Dr. Satyavan Sharma: Actually, most of the time the choice will be a calcium channel blocker and next can be addition.
Dr. M.S. Hiremath: It is not easy to get isolated systolic hypertension down, so many times we struggle, so amlodipine is the first drug, then we go for chlorthalidone.
Dr. Satyavan Sharma: ACE inhibitor or ARB.
Dr. M.S. Hiremath: Not the diuretic?
Dr. Satyavan Sharma: You can go to diuretic also.
Dr. M.S. Hiremath: It is so easy I mean?
Dr. Satyavan Sharma: Yeah, you can go to diuretic.
Dr. M.S. Hiremath: I thought my second drug would be a chlorthalidone kind of diuretic and then I go to ARB. ARB again would probably be more effective in elderly compared to ACE inhibitors.
Dr. Satyavan Sharma: Actually, I have seen our Indian patients, particularly elderly patients, particularly in Mumbai heat, and I am sure Pune weather is almost the same, the diuretics are not well tolerated by our Indian patients. In a hospital where we have a lot of cross referrals, lot of patients get problems with diuretics.
Dr. Siddharth Shah: Especially when there is dehydration, you will have to very careful with ACE inhibitors and ARBs, because that can create problems.

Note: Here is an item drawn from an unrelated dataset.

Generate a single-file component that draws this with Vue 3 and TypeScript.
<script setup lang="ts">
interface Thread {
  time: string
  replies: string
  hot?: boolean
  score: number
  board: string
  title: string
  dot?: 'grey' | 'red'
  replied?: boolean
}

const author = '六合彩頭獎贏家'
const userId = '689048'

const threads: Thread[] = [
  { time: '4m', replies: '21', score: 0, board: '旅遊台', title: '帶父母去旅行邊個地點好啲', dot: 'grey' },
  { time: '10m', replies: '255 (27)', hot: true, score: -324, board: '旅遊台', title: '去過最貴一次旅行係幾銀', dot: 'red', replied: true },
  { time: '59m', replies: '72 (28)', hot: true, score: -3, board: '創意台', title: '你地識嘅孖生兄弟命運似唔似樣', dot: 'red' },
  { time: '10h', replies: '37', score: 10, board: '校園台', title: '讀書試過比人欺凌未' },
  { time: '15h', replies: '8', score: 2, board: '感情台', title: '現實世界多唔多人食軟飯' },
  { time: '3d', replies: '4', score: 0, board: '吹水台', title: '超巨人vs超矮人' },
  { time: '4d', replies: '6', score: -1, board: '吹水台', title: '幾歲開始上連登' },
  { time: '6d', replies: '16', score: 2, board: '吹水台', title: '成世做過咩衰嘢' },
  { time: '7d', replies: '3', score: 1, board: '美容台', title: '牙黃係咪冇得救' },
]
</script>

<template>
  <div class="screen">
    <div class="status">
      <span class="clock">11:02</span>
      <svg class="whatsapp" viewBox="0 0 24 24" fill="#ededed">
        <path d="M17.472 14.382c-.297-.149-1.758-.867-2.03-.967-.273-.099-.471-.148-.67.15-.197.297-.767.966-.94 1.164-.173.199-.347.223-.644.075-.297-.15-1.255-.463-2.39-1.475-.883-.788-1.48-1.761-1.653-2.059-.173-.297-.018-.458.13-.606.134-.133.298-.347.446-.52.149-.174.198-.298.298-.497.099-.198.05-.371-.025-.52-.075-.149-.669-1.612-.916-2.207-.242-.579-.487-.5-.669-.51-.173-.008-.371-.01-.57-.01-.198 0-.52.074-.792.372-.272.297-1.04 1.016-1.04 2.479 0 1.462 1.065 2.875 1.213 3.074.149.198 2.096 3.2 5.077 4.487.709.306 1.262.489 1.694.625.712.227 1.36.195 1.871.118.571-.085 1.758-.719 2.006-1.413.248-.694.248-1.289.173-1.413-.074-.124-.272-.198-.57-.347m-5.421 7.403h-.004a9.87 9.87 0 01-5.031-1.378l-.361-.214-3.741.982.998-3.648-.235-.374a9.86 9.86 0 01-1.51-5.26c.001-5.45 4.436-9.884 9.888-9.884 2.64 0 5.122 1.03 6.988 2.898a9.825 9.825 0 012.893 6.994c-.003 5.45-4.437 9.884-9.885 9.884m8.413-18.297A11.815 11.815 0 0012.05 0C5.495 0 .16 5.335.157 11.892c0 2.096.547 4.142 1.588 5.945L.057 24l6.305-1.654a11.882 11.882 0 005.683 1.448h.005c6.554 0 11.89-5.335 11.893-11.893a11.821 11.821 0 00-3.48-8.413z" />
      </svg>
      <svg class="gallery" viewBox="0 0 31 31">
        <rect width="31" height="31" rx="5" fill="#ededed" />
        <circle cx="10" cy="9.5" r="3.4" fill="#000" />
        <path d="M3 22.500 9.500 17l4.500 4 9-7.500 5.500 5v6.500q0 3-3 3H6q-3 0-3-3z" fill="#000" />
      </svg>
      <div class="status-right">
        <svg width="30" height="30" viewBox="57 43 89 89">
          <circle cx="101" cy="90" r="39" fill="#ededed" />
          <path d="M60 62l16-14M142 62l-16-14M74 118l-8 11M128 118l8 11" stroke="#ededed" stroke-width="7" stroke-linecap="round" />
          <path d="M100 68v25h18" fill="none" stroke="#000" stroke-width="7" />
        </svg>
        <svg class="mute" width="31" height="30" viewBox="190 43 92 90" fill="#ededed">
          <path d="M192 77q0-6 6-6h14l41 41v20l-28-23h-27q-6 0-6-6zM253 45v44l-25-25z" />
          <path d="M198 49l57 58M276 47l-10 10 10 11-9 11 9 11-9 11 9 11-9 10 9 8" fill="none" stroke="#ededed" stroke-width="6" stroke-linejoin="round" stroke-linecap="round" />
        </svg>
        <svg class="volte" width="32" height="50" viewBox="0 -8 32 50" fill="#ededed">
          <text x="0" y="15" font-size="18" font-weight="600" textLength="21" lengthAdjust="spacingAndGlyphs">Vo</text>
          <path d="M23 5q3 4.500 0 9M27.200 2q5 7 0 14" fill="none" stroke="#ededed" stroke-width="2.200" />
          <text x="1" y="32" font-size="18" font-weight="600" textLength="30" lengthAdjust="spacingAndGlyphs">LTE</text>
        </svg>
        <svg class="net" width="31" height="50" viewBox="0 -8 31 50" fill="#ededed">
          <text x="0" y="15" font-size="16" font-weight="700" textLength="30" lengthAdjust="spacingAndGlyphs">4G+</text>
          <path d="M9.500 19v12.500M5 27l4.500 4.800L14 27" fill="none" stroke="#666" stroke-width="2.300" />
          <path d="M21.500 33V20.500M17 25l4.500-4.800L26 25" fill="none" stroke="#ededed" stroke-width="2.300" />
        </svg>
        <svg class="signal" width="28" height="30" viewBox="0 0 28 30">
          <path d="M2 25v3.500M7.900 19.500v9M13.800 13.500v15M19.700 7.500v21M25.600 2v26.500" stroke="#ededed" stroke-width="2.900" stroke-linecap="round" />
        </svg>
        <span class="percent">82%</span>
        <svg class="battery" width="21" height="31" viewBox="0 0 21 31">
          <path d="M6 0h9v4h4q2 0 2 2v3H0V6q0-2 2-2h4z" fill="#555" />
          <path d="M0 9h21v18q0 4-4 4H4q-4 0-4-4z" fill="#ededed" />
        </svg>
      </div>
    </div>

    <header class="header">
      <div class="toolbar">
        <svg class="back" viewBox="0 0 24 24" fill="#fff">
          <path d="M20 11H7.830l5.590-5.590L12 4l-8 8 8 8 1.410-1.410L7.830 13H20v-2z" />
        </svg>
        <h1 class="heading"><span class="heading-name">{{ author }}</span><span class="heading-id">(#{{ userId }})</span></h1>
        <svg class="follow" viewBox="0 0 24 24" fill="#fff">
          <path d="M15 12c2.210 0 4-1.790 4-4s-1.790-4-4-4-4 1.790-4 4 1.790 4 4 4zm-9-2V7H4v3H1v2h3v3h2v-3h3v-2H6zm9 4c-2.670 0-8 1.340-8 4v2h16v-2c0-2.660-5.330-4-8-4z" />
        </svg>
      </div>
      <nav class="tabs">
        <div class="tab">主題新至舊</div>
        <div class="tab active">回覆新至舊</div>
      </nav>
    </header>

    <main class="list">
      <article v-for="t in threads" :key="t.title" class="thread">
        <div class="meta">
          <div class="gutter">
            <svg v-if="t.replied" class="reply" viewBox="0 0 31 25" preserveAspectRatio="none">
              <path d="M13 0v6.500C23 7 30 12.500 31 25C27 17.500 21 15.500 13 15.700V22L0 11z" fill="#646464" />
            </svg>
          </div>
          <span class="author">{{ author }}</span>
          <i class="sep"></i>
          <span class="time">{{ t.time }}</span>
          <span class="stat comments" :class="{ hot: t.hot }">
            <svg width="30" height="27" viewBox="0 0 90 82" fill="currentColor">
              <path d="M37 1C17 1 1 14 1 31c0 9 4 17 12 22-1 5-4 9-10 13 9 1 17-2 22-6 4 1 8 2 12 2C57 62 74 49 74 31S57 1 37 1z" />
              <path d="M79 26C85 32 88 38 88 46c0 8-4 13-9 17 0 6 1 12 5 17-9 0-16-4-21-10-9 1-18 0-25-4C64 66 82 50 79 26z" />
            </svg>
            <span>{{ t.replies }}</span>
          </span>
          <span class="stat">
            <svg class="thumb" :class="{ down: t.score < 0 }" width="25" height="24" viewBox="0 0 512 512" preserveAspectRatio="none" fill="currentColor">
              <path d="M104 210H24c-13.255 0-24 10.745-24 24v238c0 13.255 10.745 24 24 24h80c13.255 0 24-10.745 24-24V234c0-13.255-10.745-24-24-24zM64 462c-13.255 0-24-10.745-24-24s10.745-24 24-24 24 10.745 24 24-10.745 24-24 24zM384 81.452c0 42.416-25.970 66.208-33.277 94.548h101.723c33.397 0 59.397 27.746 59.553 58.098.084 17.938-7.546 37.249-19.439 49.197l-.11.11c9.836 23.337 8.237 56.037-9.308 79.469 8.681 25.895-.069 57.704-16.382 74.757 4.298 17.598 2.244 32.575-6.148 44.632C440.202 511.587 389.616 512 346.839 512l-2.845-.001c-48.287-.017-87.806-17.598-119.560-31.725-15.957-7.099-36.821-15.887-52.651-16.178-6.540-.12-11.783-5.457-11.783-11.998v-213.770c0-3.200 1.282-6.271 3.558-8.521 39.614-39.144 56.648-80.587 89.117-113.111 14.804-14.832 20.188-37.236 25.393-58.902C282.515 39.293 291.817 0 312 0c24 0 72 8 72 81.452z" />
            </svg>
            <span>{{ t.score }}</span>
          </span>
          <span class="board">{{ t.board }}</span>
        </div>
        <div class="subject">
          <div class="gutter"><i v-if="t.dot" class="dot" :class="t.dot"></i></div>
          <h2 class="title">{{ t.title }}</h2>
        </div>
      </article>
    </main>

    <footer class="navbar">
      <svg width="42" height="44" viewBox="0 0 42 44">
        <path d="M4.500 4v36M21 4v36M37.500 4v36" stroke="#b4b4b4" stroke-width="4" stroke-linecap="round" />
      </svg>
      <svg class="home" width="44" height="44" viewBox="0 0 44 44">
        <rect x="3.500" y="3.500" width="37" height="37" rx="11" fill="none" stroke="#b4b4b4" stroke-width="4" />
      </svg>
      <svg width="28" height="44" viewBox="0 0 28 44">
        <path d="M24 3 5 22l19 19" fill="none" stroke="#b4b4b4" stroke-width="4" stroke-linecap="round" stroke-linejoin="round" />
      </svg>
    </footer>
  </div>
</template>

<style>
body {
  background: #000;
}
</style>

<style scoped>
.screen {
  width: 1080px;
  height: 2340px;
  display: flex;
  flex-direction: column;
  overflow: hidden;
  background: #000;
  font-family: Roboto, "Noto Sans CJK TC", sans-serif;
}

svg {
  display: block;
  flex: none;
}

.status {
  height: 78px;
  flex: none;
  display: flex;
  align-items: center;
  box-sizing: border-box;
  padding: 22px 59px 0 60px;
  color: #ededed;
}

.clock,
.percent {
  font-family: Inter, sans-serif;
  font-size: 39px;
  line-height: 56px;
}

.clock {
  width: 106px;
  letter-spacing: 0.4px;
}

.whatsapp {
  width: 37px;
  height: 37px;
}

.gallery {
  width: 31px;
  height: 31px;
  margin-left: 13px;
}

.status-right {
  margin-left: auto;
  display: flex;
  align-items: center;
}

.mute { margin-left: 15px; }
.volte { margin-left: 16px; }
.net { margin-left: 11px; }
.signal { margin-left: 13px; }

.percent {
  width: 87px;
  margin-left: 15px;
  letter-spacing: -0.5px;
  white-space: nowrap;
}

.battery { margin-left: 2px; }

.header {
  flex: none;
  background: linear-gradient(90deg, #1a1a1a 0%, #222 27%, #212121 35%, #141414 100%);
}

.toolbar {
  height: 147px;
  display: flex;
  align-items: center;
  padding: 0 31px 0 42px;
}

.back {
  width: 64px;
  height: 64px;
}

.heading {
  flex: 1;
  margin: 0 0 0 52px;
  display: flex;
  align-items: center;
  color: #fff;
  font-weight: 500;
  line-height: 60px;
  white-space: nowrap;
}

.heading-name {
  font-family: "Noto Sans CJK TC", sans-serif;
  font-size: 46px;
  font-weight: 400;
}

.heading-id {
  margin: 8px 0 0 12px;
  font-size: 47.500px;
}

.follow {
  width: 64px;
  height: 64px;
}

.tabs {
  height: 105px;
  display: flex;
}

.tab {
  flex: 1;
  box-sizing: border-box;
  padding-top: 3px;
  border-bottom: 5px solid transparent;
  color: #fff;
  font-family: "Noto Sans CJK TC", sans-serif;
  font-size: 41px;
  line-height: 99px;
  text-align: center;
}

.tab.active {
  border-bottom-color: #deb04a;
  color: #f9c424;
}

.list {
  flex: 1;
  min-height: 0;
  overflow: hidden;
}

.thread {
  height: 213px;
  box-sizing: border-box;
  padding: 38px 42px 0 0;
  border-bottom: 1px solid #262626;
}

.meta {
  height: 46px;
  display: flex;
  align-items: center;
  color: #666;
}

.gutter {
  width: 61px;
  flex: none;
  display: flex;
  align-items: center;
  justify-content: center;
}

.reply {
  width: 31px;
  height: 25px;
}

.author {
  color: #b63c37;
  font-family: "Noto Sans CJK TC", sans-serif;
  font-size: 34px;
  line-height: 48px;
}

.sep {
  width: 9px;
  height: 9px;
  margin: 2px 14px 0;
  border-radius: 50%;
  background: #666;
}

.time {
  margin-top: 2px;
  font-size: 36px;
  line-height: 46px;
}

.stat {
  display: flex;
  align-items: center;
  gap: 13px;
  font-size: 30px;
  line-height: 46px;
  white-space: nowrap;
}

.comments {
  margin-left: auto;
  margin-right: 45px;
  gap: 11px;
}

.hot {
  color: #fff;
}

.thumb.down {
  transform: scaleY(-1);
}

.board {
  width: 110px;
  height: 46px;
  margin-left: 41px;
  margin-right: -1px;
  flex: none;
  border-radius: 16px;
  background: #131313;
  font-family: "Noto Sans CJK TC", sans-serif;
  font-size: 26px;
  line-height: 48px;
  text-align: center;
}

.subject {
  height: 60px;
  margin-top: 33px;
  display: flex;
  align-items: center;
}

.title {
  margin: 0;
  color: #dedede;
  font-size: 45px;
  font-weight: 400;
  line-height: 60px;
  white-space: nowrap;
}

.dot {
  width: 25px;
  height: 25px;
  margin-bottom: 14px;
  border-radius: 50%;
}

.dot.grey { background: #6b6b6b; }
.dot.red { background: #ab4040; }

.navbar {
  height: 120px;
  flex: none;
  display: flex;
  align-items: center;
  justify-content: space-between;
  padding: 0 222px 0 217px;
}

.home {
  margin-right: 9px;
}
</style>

Dr. B R Bansode: Sometimes I am reading the literature after literature and volumes of literature on hypertension, what has happened today? If you see 4 or 5 decade previously, half reserpine was controlling everything about the hypertension. Today, whether the pathology has gone wrong because of the lifestyle or the disease has gone differently, why we are getting 4-5 drugs to control the hypertension, still today the blood pressure is uncontrolled. Was it the same true 50 years or 60 years back, where we are wrong?
Dr. Satyavan Sharma: Actually, let me answer part of the question. Dr. Bansode, I do not think during those days the blood pressure used to be ever controlled. I was a resident when you know we have used lot of reserpine. I and Ravi used to be batchmates in Jaipur. We have used lot of reserpine and the amount of side effects, which reserpine, blood pressure hardly used to be controlled. The patient used to move with 180, 190 on reserpine and then Adolphine came, so I do not think blood pressure was well controlled those days, may be our aims to control and then we are now not only looking at blood pressure, we are looking at organ protection with that, so our aims have certainly changed that is why we are trying to achieve better control.
Dr. N.R. Rau: Sir, may I add one thing, even the definition of hypertension 160/95 when I was in PG.
Dr. C. Venkata S. Ram: Let us also in all fairness, there are also questions written, so we will manage floor versus written questions. I will just comment on it unless somebody differs. Beta-blockers and central aortic pressure, I think the older beta-blocker CAFÉ trial Dr. Kasliwal shown does not lower the central aortic blood pressure. There is one non-outcome trial with nebivolol showing that it lowers the central aortic pressure. Anybody differs from this.